Mommy always strove to emulate the best traits of the people she idolized, like her mother and the doctora. She befriended market vendors, giving them old newspapers and recycled brown bags and plastic bags for their goods. In turn, they always took care of her whenever her epileptic attacks happened while she was out in the market.

Mommy never tired of counselling us to be wary of evil men, but nonetheless preached love for strangers as well. When I had just started working, a man in his thirties, obviously one who had taken leave of his senses, grabbed my hand as I stepped off a bus at the street corner. He turned out to have been a homeless neighborhood character, whom my mother had adopted, giving him coffee and bread regularly. He had recognized me and thus offered to take my bags and walk me home to my mother.

Mommy personified the generosity and faith in the biblical story of the widow’s mite. Once, I called her from the first newspaper office I worked in, just to pour out my heart because I was assigned to cover the story of a teenager from Bicol who had been sideswiped by a train, and was to undergo surgery for a head injury at a government hospital in Manila. I choked as I told her how hard it was to interview the teen’s mother, an illiterate old woman who obviously was at her wits’ end, and was incoherent. I said I had volunteered to buy the medicines and get the blood for the surgery, but my cash was not enough. Mommy simply, quickly, made a decision: she told me to get all the funds she had kept for a bank account I was opening for her, and give the money to the boy’s family.
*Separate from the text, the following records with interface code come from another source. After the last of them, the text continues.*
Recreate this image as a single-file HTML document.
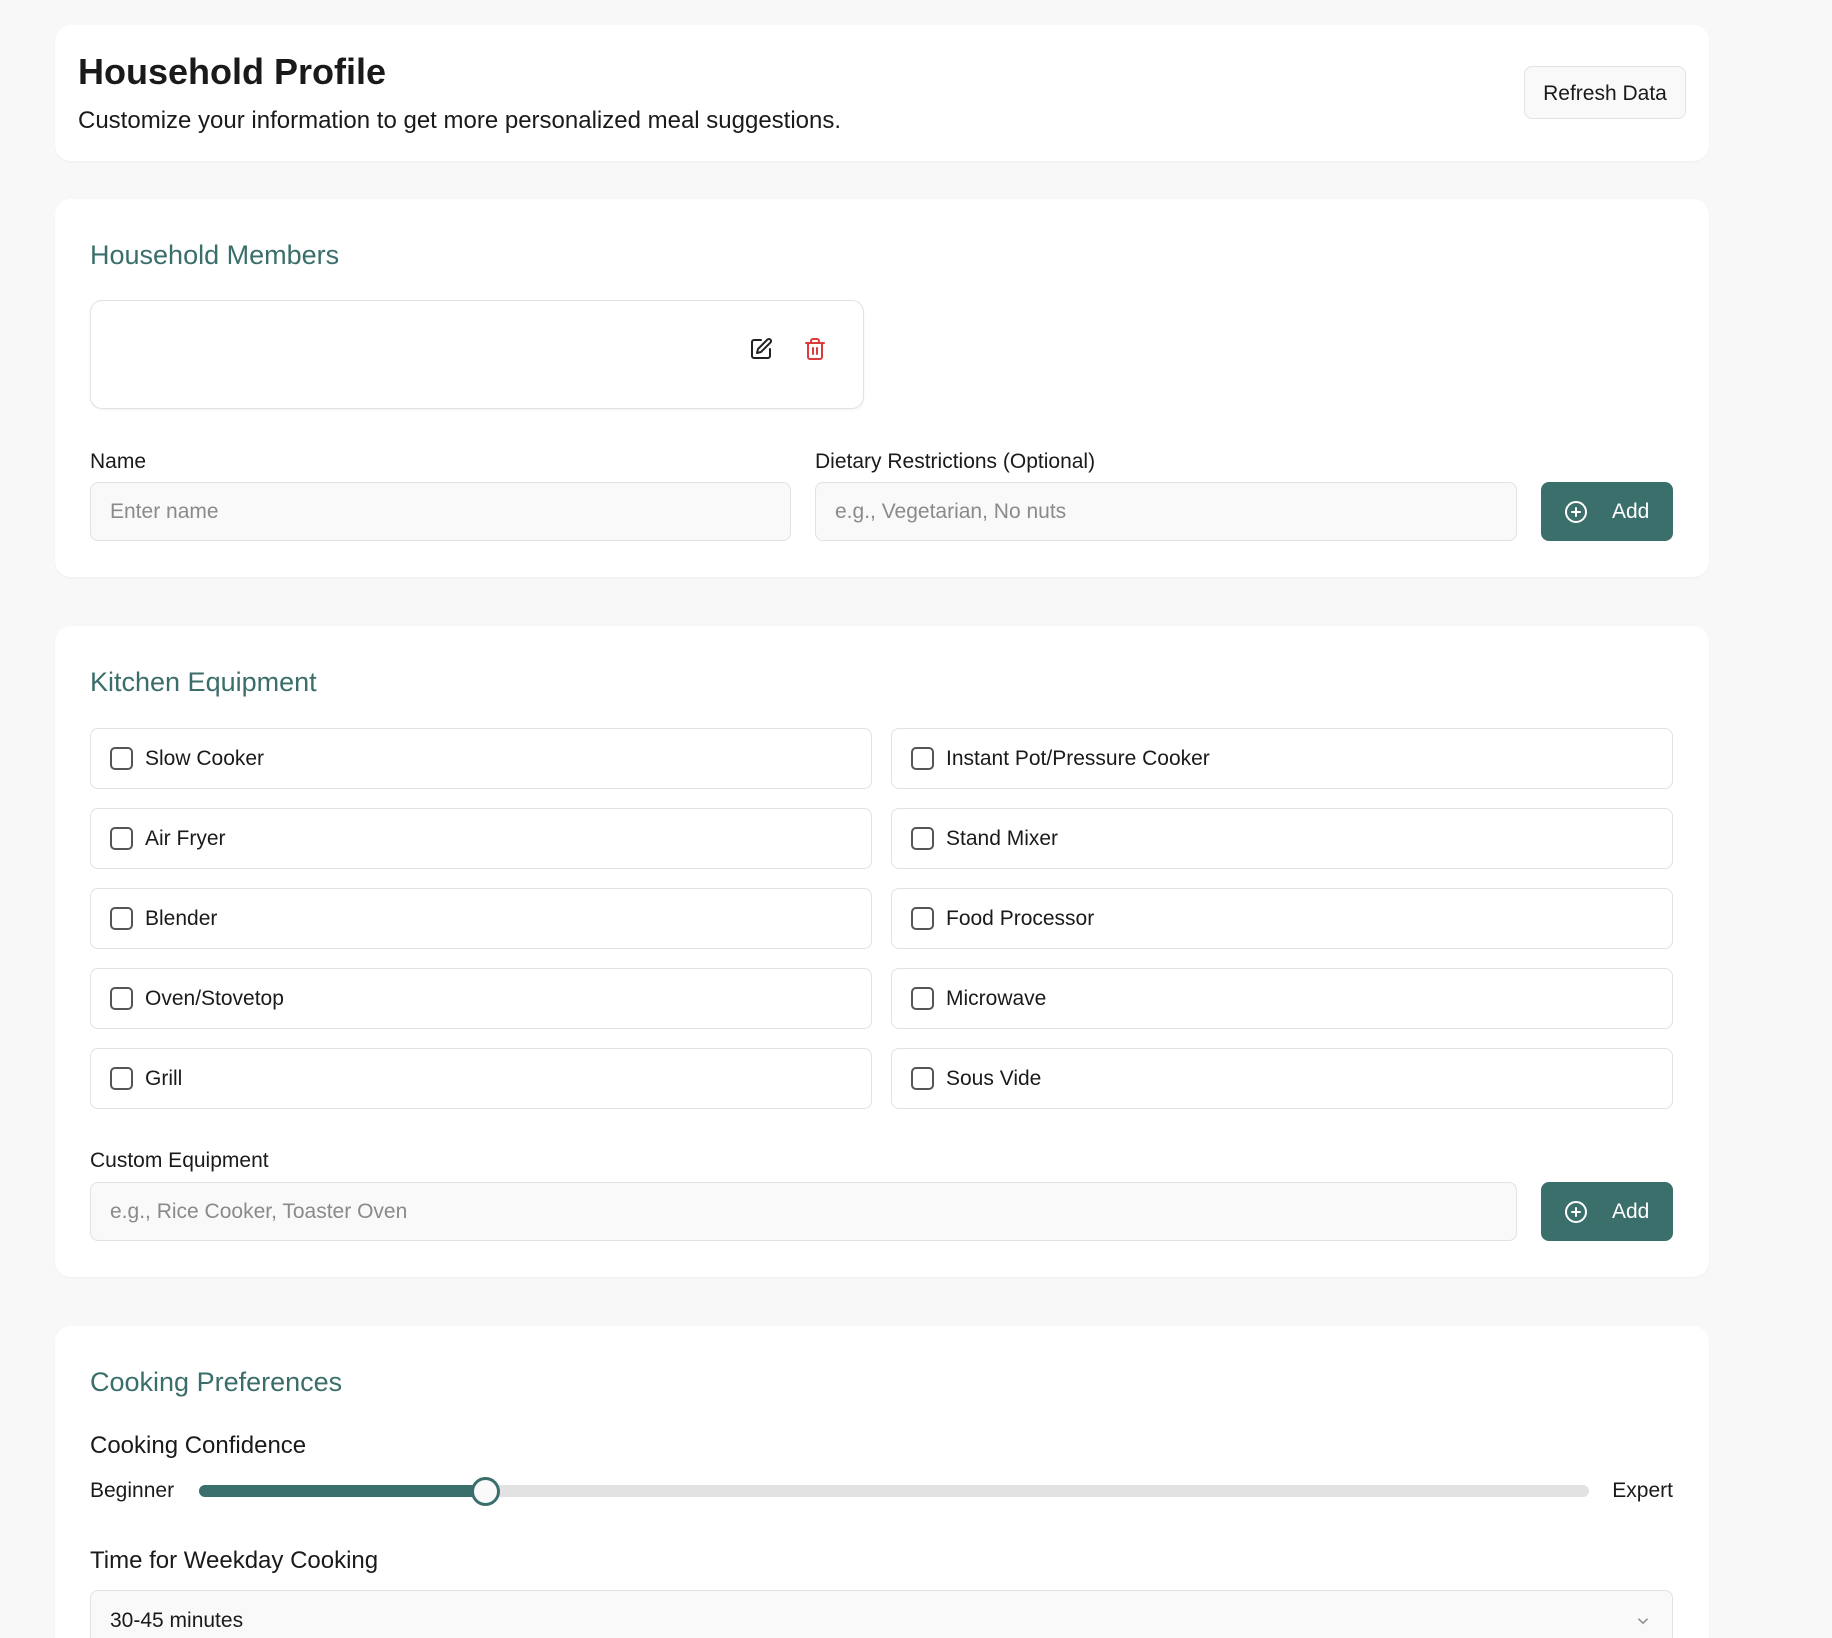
<!DOCTYPE html>
<html><head><meta charset="utf-8"><style>
*{box-sizing:border-box;margin:0;padding:0}
html{width:1832px;height:1638px;overflow:hidden}
body{width:1832px;height:1638px;overflow:hidden;background:#f8f8f8;font-family:"Liberation Sans",Arial,sans-serif;color:#1a1a1a;position:relative}
.card{position:absolute;left:55px;width:1654px;background:#fff;border-radius:16px;box-shadow:0 1px 2px rgba(0,0,0,0.04)}
.abs{position:absolute}
.h2{position:absolute;left:35px;font-size:27px;color:#3a6e6a;line-height:30px}
.lbl{position:absolute;font-size:21px;line-height:24px;color:#1a1a1a}
.inp{position:absolute;height:59px;background:#f9f9f9;border:1px solid #e2e2e2;border-radius:8px;font-size:21px;color:#8a8a8a;padding-left:19px;line-height:57px}
.btn{position:absolute;height:59px;width:132px;background:#3b6f6b;border-radius:8px;color:#fff;font-size:21px;line-height:59px}
.btn svg{position:absolute;left:23px;top:18px}
.btn span{position:absolute;left:71px}
.eq{position:absolute;width:782px;height:61px;border:1px solid #e2e2e2;border-radius:8px;background:#fff;font-size:21px;line-height:59px}
.eq i{position:absolute;left:19px;top:18px;width:23px;height:23px;border:2px solid #555;border-radius:5px}
.eq span{position:absolute;left:54px}
</style></head><body>

<div class="card" style="top:25px;height:136px">
  <div class="abs" style="left:23px;top:26px;font-size:36px;font-weight:bold;line-height:42px">Household Profile</div>
  <div class="abs" style="left:23px;top:82px;font-size:24px;line-height:28px">Customize your information to get more personalized meal suggestions.</div>
  <div class="abs" style="left:1469px;top:41px;width:162px;height:53px;border:1px solid #e2e2e2;border-radius:8px;background:#f9f9f9;font-size:21px;line-height:53px;text-align:center">Refresh Data</div>
</div>

<div class="card" style="top:199px;height:378px">
  <div class="h2" style="top:41px">Household Members</div>
  <div class="abs" style="left:35px;top:101px;width:774px;height:109px;border:1px solid #e2e2e2;border-radius:12px;box-shadow:0 1px 2px rgba(0,0,0,0.05)">
    <svg class="abs" style="left:658px;top:36px" width="24" height="24" viewBox="0 0 24 24" fill="none" stroke="#222" stroke-width="2" stroke-linecap="round" stroke-linejoin="round"><path d="M12 3H5a2 2 0 0 0-2 2v14a2 2 0 0 0 2 2h14a2 2 0 0 0 2-2v-7"/><path d="M18.4 2.6a2.1 2.1 0 0 1 3 3L12 15l-4 1 1-4z"/></svg>
    <svg class="abs" style="left:712px;top:36px" width="24" height="24" viewBox="0 0 24 24" fill="none" stroke="#dc3b3b" stroke-width="2" stroke-linecap="round" stroke-linejoin="round"><path d="M3 6h18"/><path d="M19 6v14a2 2 0 0 1-2 2H7a2 2 0 0 1-2-2V6"/><path d="M8 6V4a2 2 0 0 1 2-2h4a2 2 0 0 1 2 2v2"/><path d="M10 11v6M14 11v6"/></svg>
  </div>
  <div class="lbl" style="left:35px;top:251px">Name</div>
  <div class="lbl" style="left:760px;top:251px">Dietary Restrictions (Optional)</div>
  <div class="inp" style="left:35px;top:283px;width:701px">Enter name</div>
  <div class="inp" style="left:760px;top:283px;width:702px">e.g., Vegetarian, No nuts</div>
  <div class="btn" style="left:1486px;top:283px"><svg width="24" height="24" viewBox="0 0 24 24" fill="none" stroke="#fff" stroke-width="2" stroke-linecap="round"><circle cx="12" cy="12" r="10"/><path d="M8 12h8M12 8v8"/></svg><span>Add</span></div>
</div>

<div class="card" style="top:626px;height:651px">
  <div class="h2" style="top:41px">Kitchen Equipment</div>
  <div class="eq" style="left:35px;top:102px"><i></i><span>Slow Cooker</span></div>
  <div class="eq" style="left:836px;top:102px"><i></i><span>Instant Pot/Pressure Cooker</span></div>
  <div class="eq" style="left:35px;top:182px"><i></i><span>Air Fryer</span></div>
  <div class="eq" style="left:836px;top:182px"><i></i><span>Stand Mixer</span></div>
  <div class="eq" style="left:35px;top:262px"><i></i><span>Blender</span></div>
  <div class="eq" style="left:836px;top:262px"><i></i><span>Food Processor</span></div>
  <div class="eq" style="left:35px;top:342px"><i></i><span>Oven/Stovetop</span></div>
  <div class="eq" style="left:836px;top:342px"><i></i><span>Microwave</span></div>
  <div class="eq" style="left:35px;top:422px"><i></i><span>Grill</span></div>
  <div class="eq" style="left:836px;top:422px"><i></i><span>Sous Vide</span></div>
  <div class="lbl" style="left:35px;top:523px">Custom Equipment</div>
  <div class="inp" style="left:35px;top:556px;width:1427px">e.g., Rice Cooker, Toaster Oven</div>
  <div class="btn" style="left:1486px;top:556px"><svg width="24" height="24" viewBox="0 0 24 24" fill="none" stroke="#fff" stroke-width="2" stroke-linecap="round"><circle cx="12" cy="12" r="10"/><path d="M8 12h8M12 8v8"/></svg><span>Add</span></div>
</div>

<div class="card" style="top:1326px;height:312px;border-radius:16px 16px 0 0;overflow:hidden">
  <div class="h2" style="top:41px">Cooking Preferences</div>
  <div class="abs" style="left:35px;top:106px;font-size:24px;line-height:28px">Cooking Confidence</div>
  <div class="lbl" style="left:35px;top:153px">Beginner</div>
  <div class="abs" style="left:144px;top:159px;width:1390px;height:12px;background:#e2e2e2;border-radius:6px"></div>
  <div class="abs" style="left:144px;top:159px;width:290px;height:12px;background:#3b6f6b;border-radius:6px"></div>
  <div class="abs" style="left:416px;top:151px;width:29px;height:29px;background:#fafafa;border:3px solid #3b6f6b;border-radius:50%"></div>
  <div class="lbl" style="right:36px;top:153px">Expert</div>
  <div class="abs" style="left:35px;top:221px;font-size:24px;line-height:28px">Time for Weekday Cooking</div>
  <div class="abs" style="left:35px;top:264px;width:1583px;height:80px;background:#f9f9f9;border:1px solid #e2e2e2;border-radius:8px;font-size:21px;line-height:24px;padding:18px 0 0 19px">30-45 minutes
    <svg class="abs" style="right:20px;top:21px" width="18" height="18" viewBox="0 0 24 24" fill="none" stroke="#888" stroke-width="2"><path d="M6 9l6 6 6-6"/></svg>
  </div>
</div>
</body></html>
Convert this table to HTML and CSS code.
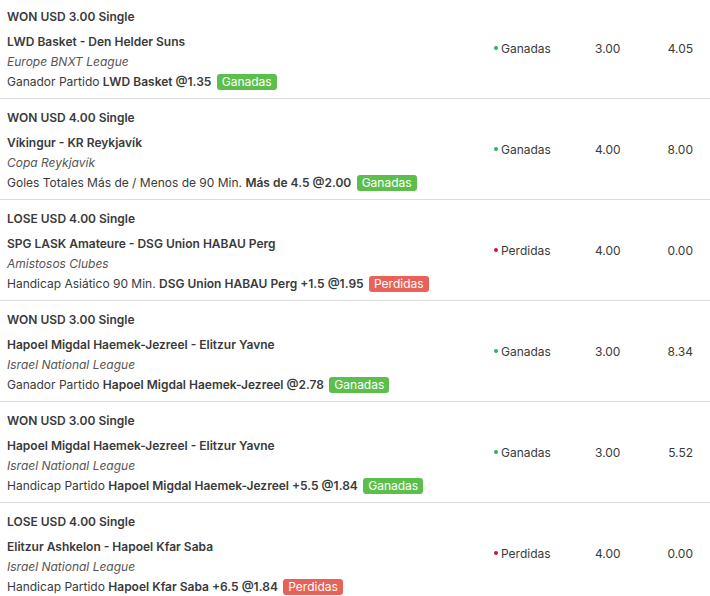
FILE: index.html
```html
<!DOCTYPE html>
<html lang="es">
<head>
<meta charset="utf-8">
<link rel="stylesheet" href="styles.css">
</head>
<body>
<div class="list">
  <div class="bet">
    <div class="info">
      <div class="head">WON USD 3.00 Single</div>
      <div class="match">LWD Basket - Den Helder Suns</div>
      <div class="league">Europe BNXT League</div>
      <div class="sel">Ganador Partido <b>LWD Basket @1.35</b> <span class="badge won">Ganadas</span></div>
    </div>
    <div class="status"><span class="dot won"></span>Ganadas</div>
    <div class="stake">3.00</div>
    <div class="ret">4.05</div>
  </div>
  <div class="bet">
    <div class="info">
      <div class="head">WON USD 4.00 Single</div>
      <div class="match">Víkingur - KR Reykjavík</div>
      <div class="league">Copa Reykjavík</div>
      <div class="sel">Goles Totales Más de / Menos de 90 Min. <b>Más de 4.5 @2.00</b> <span class="badge won">Ganadas</span></div>
    </div>
    <div class="status"><span class="dot won"></span>Ganadas</div>
    <div class="stake">4.00</div>
    <div class="ret">8.00</div>
  </div>
  <div class="bet">
    <div class="info">
      <div class="head">LOSE USD 4.00 Single</div>
      <div class="match">SPG LASK Amateure - DSG Union HABAU Perg</div>
      <div class="league">Amistosos Clubes</div>
      <div class="sel">Handicap Asiático 90 Min. <b>DSG Union HABAU Perg +1.5 @1.95</b> <span class="badge lost">Perdidas</span></div>
    </div>
    <div class="status"><span class="dot lost"></span>Perdidas</div>
    <div class="stake">4.00</div>
    <div class="ret">0.00</div>
  </div>
  <div class="bet">
    <div class="info">
      <div class="head">WON USD 3.00 Single</div>
      <div class="match">Hapoel Migdal Haemek-Jezreel - Elitzur Yavne</div>
      <div class="league">Israel National League</div>
      <div class="sel">Ganador Partido <b>Hapoel Migdal Haemek-Jezreel @2.78</b> <span class="badge won">Ganadas</span></div>
    </div>
    <div class="status"><span class="dot won"></span>Ganadas</div>
    <div class="stake">3.00</div>
    <div class="ret">8.34</div>
  </div>
  <div class="bet">
    <div class="info">
      <div class="head">WON USD 3.00 Single</div>
      <div class="match">Hapoel Migdal Haemek-Jezreel - Elitzur Yavne</div>
      <div class="league">Israel National League</div>
      <div class="sel">Handicap Partido <b>Hapoel Migdal Haemek-Jezreel +5.5 @1.84</b> <span class="badge won">Ganadas</span></div>
    </div>
    <div class="status"><span class="dot won"></span>Ganadas</div>
    <div class="stake">3.00</div>
    <div class="ret">5.52</div>
  </div>
  <div class="bet last">
    <div class="info">
      <div class="head">LOSE USD 4.00 Single</div>
      <div class="match">Elitzur Ashkelon - Hapoel Kfar Saba</div>
      <div class="league">Israel National League</div>
      <div class="sel">Handicap Partido <b>Hapoel Kfar Saba +6.5 @1.84</b> <span class="badge lost">Perdidas</span></div>
    </div>
    <div class="status"><span class="dot lost"></span>Perdidas</div>
    <div class="stake">4.00</div>
    <div class="ret">0.00</div>
  </div>
</div>
</body>
</html>
```
FILE: styles.css
```css
html, body {
  margin: 0;
  padding: 0;
  background: #fff;
}
* {
  box-sizing: border-box;
}
body {
  font-family: Inter, "Noto Sans", sans-serif;
  font-size: 12px;
  color: #3a3a3a;
}
.list {
  display: flex;
  flex-direction: column;
  margin-top: -2px;
}
.bet {
  display: flex;
  align-items: center;
  border-bottom: 1px solid #dcdcdc;
  padding: 9px 0 6px 7px;
}
.info {
  flex: 1;
  min-width: 0;
}
.head {
  font-weight: 600;
  line-height: 20px;
  margin-bottom: 5px;
}
.match {
  font-weight: 600;
  line-height: 20px;
}
.league {
  font-style: italic;
  color: #555;
  line-height: 20px;
}
.sel {
  line-height: 20px;
}
.sel b {
  font-weight: 600;
}
.badge {
  display: inline-block;
  color: #fff;
  line-height: 16px;
  padding: 0 5px;
  border-radius: 3px;
  margin-left: 2px;
}
.badge.won { background: #5cbf4c; }
.badge.lost { background: #e8625a; }
.status {
  width: 100px;
  display: flex;
  align-items: center;
  padding-left: 2px;
  margin-top: -3px;
}
.dot {
  width: 4px;
  height: 4px;
  border-radius: 50%;
  margin-right: 3px;
}
.dot.won { background: #28b660; }
.dot.lost { background: #c0193f; }
.stake {
  width: 47px;
  padding-left: 3px;
  margin-top: -3px;
}
.ret {
  width: 71px;
  text-align: right;
  padding-right: 17px;
  margin-top: -3px;
}
```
It was just a few hundreds, but it was all she had, and she insisted I take it to the poor woman.

Mommy took care of nine children of her own, and a tenth – the daughter of her only sister, who was widowed just months after her wedding. Yet with 10 children in her care, Mommy enjoyed hosting our friends who came by and stayed for hours or for sleepovers, whether we were doing school projects or just bonding on summer vacations. As she did with all her pre-war and war-time friends, she diligently noted down the important dates in the lives of her children’s friends: reminding us to call them on their birthdays, feast days and later, even wedding anniversaries.

Since her death, the friends I remember to greet on their birthdays always chide me with, “Oh, your mom reminded you, huh?”